Я должен был бы более подробно рассказать о деле т. Николаева. Николаев как честный коммунист в течение двух лет с конца 1934 г., еще до зверского убийства т. Кирова, занимаясь в Водном институте, выступал и говорил, что троцкисты-террористы готовят покушение на руководителей партии. Этот т. Николаев, который разоблачал врага, который разоблачал террористическую группу Калашникова, которая имела связь с московским центром, где готовилось покушение на т. Сталина, этот Николаев на собрании первичной организации Водного института в присутствии заместителя начальника Политотдела Водного транспорта был исключен из партии. Он был исключен не только первичной организацией, но исключение было подтверждено на бюро обкома. Он был исключен из партии за то, что он боролся против террористов. Его не только не поддержали, но он был исключен из партии. И только впоследствии уже Комиссией партийного Контроля восстановлен. Я не буду говорить о многих остальных фактах, которые имели место в партийной организации.

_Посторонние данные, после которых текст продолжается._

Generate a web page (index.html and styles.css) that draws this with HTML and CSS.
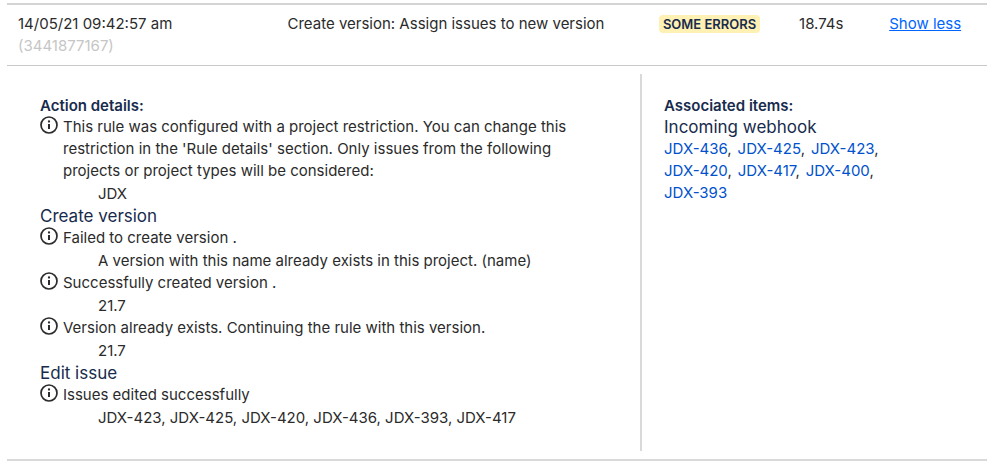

Здесь, товарищи, говорили о том, что после доклада т. Сталина стало легче. Я бы не сказал, что мне после доклада т. Сталина стало легче, потому что слишком велики ошибки, которые мы допустили в своей работе и политической руководстве, они стали значительно яснее, стало значительно понятнее все, что делается вокруг, и, самое главное, стало яснее ясного, как нужно работать, куда нужно вести дело, как надо исправлять ошибки. Это дает мне возможность сказать, что несмотря на то, что ошибки, допущенные нами, очень велики, все же после пленума Центрального комитета партии, на основе тех указаний, которые мы здесь получили, та политшкола, которую мы здесь прошли, они дают нам право сказать, по крайней мере, я так чувствую, что мы выросли на целую голову. Мы эти ошибки исправим и задачи, которые ставит перед нами партия, выполним.